Goal of the exercise
Return each line containing "this".

Supplied records
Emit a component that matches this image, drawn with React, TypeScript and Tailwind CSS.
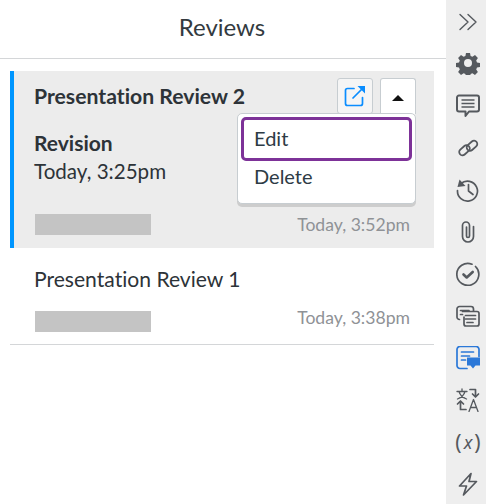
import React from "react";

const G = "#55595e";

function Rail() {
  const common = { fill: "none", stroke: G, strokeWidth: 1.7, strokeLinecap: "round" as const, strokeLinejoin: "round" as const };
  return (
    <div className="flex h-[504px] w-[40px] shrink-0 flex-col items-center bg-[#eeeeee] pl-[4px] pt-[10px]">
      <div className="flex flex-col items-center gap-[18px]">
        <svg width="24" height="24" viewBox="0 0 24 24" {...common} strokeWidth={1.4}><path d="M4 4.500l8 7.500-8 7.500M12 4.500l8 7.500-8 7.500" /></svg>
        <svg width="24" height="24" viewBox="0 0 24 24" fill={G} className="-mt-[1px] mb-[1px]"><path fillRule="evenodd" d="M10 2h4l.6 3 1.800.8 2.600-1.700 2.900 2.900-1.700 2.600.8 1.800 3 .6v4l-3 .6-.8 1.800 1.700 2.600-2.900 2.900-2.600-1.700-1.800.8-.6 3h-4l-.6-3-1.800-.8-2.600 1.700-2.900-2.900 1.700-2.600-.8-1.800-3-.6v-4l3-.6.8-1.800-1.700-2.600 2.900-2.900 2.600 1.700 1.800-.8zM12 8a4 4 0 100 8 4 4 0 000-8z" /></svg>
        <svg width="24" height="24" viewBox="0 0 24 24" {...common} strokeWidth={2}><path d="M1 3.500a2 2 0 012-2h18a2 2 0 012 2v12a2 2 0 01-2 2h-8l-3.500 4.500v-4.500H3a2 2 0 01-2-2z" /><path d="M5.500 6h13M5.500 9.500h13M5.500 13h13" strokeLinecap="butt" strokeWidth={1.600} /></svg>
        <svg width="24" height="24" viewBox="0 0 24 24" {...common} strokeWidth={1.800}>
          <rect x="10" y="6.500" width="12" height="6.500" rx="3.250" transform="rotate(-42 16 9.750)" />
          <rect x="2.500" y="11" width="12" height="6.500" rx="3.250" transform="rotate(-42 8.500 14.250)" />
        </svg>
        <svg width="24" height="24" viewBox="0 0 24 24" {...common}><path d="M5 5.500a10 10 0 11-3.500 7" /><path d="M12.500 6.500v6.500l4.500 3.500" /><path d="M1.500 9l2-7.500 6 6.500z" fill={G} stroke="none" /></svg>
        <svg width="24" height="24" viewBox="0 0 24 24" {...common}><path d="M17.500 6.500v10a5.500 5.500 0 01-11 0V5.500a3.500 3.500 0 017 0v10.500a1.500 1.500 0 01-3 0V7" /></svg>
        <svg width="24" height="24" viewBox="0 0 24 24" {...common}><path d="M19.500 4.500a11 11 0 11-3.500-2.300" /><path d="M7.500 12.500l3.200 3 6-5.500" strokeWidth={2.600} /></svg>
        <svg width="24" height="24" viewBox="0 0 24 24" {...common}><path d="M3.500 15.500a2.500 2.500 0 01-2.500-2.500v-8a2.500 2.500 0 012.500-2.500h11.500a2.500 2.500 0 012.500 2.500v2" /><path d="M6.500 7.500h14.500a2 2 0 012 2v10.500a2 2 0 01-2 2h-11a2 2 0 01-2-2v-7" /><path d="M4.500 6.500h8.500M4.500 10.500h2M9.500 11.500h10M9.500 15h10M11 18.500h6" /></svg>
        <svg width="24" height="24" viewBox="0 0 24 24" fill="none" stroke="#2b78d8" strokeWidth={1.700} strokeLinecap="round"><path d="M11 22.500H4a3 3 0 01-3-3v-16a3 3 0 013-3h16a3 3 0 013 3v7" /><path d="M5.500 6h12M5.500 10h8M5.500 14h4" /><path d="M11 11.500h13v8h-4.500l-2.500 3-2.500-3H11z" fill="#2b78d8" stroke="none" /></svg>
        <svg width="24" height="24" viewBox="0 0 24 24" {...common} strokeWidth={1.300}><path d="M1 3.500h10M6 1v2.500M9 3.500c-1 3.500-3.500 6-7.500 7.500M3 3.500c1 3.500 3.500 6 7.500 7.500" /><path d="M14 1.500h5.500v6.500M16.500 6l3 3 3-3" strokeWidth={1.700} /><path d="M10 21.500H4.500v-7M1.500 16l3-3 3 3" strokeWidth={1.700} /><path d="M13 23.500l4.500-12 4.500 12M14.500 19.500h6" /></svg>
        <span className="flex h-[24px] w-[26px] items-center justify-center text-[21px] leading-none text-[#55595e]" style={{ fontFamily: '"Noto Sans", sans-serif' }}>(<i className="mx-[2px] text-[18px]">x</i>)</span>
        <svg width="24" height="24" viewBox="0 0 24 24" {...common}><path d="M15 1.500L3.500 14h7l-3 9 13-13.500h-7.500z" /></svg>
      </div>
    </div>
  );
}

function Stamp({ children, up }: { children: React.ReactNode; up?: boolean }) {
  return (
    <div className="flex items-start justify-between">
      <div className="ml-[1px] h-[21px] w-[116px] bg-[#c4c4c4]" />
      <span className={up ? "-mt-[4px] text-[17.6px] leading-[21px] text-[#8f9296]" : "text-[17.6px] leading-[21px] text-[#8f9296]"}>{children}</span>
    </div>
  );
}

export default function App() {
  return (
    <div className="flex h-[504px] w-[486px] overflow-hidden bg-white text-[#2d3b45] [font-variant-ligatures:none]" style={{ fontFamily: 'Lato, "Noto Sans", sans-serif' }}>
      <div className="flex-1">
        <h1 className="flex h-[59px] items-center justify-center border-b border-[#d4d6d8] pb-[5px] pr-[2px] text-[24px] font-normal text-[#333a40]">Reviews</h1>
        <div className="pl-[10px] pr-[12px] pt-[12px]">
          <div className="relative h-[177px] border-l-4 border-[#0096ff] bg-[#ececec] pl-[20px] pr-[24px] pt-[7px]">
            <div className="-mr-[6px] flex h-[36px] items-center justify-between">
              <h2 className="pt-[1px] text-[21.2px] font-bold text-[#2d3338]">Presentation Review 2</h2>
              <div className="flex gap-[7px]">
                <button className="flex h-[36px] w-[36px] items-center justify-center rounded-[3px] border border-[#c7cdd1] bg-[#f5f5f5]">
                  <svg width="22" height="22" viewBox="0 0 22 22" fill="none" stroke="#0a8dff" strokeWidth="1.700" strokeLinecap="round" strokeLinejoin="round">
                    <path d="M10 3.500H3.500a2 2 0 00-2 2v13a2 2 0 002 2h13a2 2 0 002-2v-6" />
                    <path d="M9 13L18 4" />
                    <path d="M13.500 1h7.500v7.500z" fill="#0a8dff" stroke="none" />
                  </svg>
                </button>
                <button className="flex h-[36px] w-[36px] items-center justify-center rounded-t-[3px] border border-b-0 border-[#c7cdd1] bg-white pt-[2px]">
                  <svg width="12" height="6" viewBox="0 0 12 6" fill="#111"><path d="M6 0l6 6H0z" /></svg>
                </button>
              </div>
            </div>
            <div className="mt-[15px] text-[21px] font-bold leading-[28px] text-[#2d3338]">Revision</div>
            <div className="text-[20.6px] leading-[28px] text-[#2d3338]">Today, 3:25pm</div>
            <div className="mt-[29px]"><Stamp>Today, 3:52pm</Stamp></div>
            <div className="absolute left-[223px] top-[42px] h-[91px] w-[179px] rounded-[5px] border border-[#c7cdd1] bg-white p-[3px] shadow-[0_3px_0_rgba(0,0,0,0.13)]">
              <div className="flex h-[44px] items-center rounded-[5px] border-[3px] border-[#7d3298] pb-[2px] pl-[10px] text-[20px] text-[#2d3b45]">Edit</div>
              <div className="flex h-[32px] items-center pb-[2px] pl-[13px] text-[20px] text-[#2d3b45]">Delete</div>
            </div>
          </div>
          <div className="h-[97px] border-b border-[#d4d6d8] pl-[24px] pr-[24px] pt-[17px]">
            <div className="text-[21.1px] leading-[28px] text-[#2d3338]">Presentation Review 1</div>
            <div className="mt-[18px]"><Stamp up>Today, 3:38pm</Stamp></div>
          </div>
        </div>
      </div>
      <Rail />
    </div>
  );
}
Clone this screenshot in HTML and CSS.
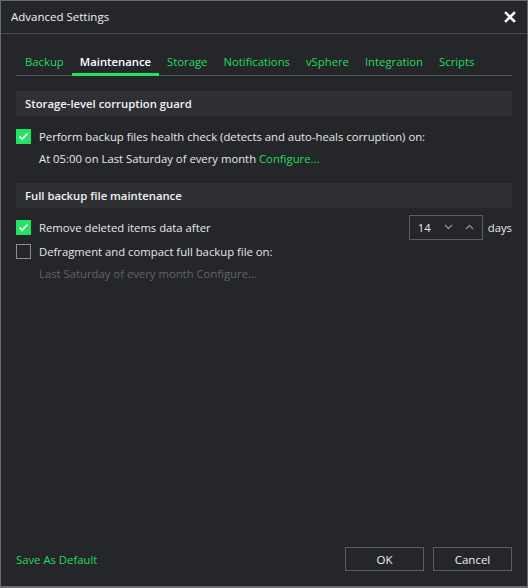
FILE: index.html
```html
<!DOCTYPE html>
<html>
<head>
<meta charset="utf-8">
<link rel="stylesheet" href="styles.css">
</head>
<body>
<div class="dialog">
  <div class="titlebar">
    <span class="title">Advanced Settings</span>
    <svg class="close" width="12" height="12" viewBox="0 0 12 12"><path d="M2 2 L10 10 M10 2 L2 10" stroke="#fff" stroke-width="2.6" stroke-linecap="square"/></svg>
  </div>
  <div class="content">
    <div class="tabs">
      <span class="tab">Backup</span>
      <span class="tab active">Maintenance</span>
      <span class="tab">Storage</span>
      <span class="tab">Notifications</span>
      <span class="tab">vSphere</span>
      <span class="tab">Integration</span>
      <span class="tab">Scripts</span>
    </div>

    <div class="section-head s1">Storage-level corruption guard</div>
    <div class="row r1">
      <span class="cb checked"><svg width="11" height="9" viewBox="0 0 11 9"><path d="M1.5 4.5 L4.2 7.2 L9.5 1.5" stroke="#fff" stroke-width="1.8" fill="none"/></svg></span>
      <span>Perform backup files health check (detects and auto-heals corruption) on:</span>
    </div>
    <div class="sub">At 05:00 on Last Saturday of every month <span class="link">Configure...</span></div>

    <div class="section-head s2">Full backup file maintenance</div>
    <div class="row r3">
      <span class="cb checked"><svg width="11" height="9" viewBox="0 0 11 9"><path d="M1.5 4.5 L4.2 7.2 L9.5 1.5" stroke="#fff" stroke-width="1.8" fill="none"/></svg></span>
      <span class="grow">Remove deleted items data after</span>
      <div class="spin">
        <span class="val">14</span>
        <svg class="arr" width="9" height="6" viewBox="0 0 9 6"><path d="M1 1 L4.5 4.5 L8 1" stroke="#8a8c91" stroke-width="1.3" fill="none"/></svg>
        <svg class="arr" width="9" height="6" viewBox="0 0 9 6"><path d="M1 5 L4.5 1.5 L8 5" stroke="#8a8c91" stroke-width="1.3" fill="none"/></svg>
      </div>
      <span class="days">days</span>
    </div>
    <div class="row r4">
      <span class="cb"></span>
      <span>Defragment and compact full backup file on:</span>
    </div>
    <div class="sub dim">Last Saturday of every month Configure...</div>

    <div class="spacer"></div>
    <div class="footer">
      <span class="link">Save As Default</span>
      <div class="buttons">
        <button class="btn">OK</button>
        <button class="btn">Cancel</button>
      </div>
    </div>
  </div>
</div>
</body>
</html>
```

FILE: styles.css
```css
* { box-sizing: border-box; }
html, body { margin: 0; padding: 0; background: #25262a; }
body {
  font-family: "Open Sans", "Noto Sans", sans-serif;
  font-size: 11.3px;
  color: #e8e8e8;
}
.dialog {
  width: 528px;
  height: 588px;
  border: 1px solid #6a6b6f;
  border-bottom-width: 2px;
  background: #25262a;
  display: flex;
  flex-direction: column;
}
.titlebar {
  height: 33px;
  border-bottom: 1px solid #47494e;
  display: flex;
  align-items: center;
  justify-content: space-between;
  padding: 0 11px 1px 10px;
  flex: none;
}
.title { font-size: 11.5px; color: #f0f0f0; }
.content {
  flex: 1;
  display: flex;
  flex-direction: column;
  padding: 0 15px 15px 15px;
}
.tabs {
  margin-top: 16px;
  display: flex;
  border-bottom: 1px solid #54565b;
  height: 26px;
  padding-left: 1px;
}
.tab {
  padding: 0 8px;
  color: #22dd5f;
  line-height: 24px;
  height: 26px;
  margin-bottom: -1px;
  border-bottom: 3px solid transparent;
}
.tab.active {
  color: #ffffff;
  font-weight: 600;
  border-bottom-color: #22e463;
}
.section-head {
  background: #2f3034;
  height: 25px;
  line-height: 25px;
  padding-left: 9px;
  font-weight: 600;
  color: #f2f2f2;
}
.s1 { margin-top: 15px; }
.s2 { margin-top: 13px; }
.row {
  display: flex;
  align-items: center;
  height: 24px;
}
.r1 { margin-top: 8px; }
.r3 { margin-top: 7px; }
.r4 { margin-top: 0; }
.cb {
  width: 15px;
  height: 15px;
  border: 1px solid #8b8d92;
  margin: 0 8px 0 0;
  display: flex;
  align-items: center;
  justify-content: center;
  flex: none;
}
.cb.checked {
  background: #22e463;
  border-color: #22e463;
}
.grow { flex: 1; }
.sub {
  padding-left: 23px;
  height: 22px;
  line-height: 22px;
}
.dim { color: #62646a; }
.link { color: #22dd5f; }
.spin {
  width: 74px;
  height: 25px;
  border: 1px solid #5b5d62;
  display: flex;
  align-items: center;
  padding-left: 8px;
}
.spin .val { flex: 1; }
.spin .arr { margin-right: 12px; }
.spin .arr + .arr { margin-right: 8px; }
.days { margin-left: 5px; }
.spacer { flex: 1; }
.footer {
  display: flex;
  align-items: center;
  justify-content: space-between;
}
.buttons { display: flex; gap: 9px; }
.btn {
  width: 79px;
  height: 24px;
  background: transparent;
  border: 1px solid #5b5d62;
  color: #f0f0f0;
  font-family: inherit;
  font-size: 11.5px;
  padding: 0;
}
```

Result of the task
Emit a component that matches this image, drawn with React, TypeScript and Tailwind CSS.
Clone this screenshot in HTML and CSS.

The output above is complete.